**What is needed**
Write the listing below out again exactly, dropping the images.

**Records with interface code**

----------------------------------------

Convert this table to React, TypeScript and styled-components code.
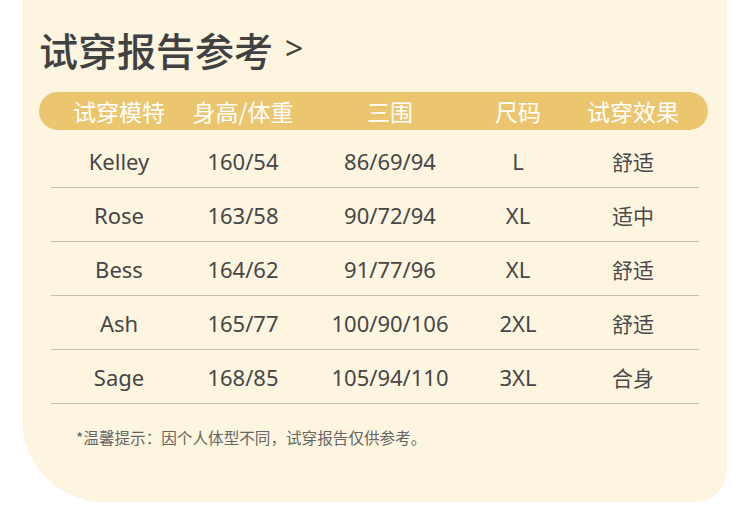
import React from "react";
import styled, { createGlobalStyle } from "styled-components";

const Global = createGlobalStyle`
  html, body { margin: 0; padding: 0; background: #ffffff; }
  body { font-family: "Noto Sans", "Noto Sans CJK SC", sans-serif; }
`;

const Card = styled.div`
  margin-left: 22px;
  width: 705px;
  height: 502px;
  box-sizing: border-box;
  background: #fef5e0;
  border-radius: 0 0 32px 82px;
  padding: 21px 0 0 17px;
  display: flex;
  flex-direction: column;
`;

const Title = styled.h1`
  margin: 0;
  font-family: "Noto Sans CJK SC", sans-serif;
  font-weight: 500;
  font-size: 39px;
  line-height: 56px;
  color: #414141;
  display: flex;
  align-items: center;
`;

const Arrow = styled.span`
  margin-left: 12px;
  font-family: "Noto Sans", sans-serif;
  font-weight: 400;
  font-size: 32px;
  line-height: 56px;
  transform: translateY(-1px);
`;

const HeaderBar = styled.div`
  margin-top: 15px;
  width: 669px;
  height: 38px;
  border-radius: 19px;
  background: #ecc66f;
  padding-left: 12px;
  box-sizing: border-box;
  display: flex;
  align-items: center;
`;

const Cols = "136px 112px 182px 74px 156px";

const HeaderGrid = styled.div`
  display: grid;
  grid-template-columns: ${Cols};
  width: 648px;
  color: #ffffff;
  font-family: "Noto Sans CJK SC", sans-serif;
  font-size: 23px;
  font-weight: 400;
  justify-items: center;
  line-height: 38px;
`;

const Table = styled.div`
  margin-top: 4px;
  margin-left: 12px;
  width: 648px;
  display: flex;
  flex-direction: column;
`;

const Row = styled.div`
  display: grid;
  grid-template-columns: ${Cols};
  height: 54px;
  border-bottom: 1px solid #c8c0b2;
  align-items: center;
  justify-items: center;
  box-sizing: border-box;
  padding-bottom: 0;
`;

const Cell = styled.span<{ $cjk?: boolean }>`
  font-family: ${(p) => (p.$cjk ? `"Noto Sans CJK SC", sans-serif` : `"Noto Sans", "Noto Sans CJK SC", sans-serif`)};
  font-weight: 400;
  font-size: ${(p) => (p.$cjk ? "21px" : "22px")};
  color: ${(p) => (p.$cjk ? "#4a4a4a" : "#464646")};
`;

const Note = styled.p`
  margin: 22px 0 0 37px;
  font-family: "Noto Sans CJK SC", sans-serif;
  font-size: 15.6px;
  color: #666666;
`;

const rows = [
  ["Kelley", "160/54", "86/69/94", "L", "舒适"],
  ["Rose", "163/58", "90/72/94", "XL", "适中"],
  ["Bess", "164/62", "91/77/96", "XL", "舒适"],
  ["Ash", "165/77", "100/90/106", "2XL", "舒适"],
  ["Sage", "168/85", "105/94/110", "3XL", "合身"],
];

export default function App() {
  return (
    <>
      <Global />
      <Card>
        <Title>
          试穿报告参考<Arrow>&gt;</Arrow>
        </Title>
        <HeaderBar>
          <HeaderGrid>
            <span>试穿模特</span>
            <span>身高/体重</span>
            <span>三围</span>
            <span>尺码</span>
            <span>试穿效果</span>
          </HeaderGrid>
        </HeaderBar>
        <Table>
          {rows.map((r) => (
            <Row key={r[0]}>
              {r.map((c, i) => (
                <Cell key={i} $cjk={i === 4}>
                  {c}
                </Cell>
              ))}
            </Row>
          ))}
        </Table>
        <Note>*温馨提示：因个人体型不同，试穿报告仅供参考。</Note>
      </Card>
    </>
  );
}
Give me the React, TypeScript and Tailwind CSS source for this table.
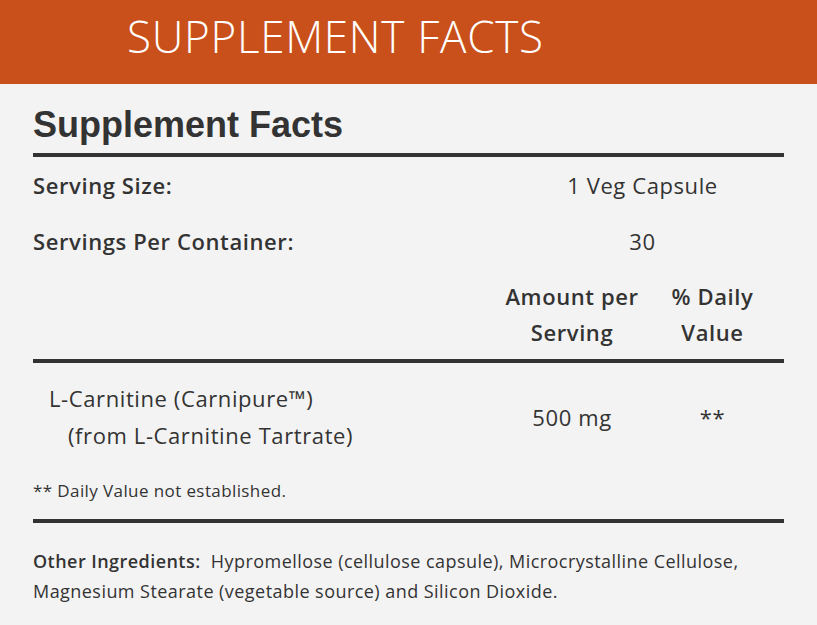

----------------------------------------

**Task result**
Convert this table to React, TypeScript and styled-components code.
import React from "react";
import styled, { createGlobalStyle } from "styled-components";

const Global = createGlobalStyle`
  html, body { margin: 0; padding: 0; background: #ffffff; }
  body { font-family: "Noto Sans", "Noto Sans CJK SC", sans-serif; }
`;

const Card = styled.div`
  margin-left: 22px;
  width: 705px;
  height: 502px;
  box-sizing: border-box;
  background: #fef5e0;
  border-radius: 0 0 32px 82px;
  padding: 21px 0 0 17px;
  display: flex;
  flex-direction: column;
`;

const Title = styled.h1`
  margin: 0;
  font-family: "Noto Sans CJK SC", sans-serif;
  font-weight: 500;
  font-size: 39px;
  line-height: 56px;
  color: #414141;
  display: flex;
  align-items: center;
`;

const Arrow = styled.span`
  margin-left: 12px;
  font-family: "Noto Sans", sans-serif;
  font-weight: 400;
  font-size: 32px;
  line-height: 56px;
  transform: translateY(-1px);
`;

const HeaderBar = styled.div`
  margin-top: 15px;
  width: 669px;
  height: 38px;
  border-radius: 19px;
  background: #ecc66f;
  padding-left: 12px;
  box-sizing: border-box;
  display: flex;
  align-items: center;
`;

const Cols = "136px 112px 182px 74px 156px";

const HeaderGrid = styled.div`
  display: grid;
  grid-template-columns: ${Cols};
  width: 648px;
  color: #ffffff;
  font-family: "Noto Sans CJK SC", sans-serif;
  font-size: 23px;
  font-weight: 400;
  justify-items: center;
  line-height: 38px;
`;

const Table = styled.div`
  margin-top: 4px;
  margin-left: 12px;
  width: 648px;
  display: flex;
  flex-direction: column;
`;

const Row = styled.div`
  display: grid;
  grid-template-columns: ${Cols};
  height: 54px;
  border-bottom: 1px solid #c8c0b2;
  align-items: center;
  justify-items: center;
  box-sizing: border-box;
  padding-bottom: 0;
`;

const Cell = styled.span<{ $cjk?: boolean }>`
  font-family: ${(p) => (p.$cjk ? `"Noto Sans CJK SC", sans-serif` : `"Noto Sans", "Noto Sans CJK SC", sans-serif`)};
  font-weight: 400;
  font-size: ${(p) => (p.$cjk ? "21px" : "22px")};
  color: ${(p) => (p.$cjk ? "#4a4a4a" : "#464646")};
`;

const Note = styled.p`
  margin: 22px 0 0 37px;
  font-family: "Noto Sans CJK SC", sans-serif;
  font-size: 15.6px;
  color: #666666;
`;

const rows = [
  ["Kelley", "160/54", "86/69/94", "L", "舒适"],
  ["Rose", "163/58", "90/72/94", "XL", "适中"],
  ["Bess", "164/62", "91/77/96", "XL", "舒适"],
  ["Ash", "165/77", "100/90/106", "2XL", "舒适"],
  ["Sage", "168/85", "105/94/110", "3XL", "合身"],
];

export default function App() {
  return (
    <>
      <Global />
      <Card>
        <Title>
          试穿报告参考<Arrow>&gt;</Arrow>
        </Title>
        <HeaderBar>
          <HeaderGrid>
            <span>试穿模特</span>
            <span>身高/体重</span>
            <span>三围</span>
            <span>尺码</span>
            <span>试穿效果</span>
          </HeaderGrid>
        </HeaderBar>
        <Table>
          {rows.map((r) => (
            <Row key={r[0]}>
              {r.map((c, i) => (
                <Cell key={i} $cjk={i === 4}>
                  {c}
                </Cell>
              ))}
            </Row>
          ))}
        </Table>
        <Note>*温馨提示：因个人体型不同，试穿报告仅供参考。</Note>
      </Card>
    </>
  );
}
Give me the React, TypeScript and Tailwind CSS source for this table.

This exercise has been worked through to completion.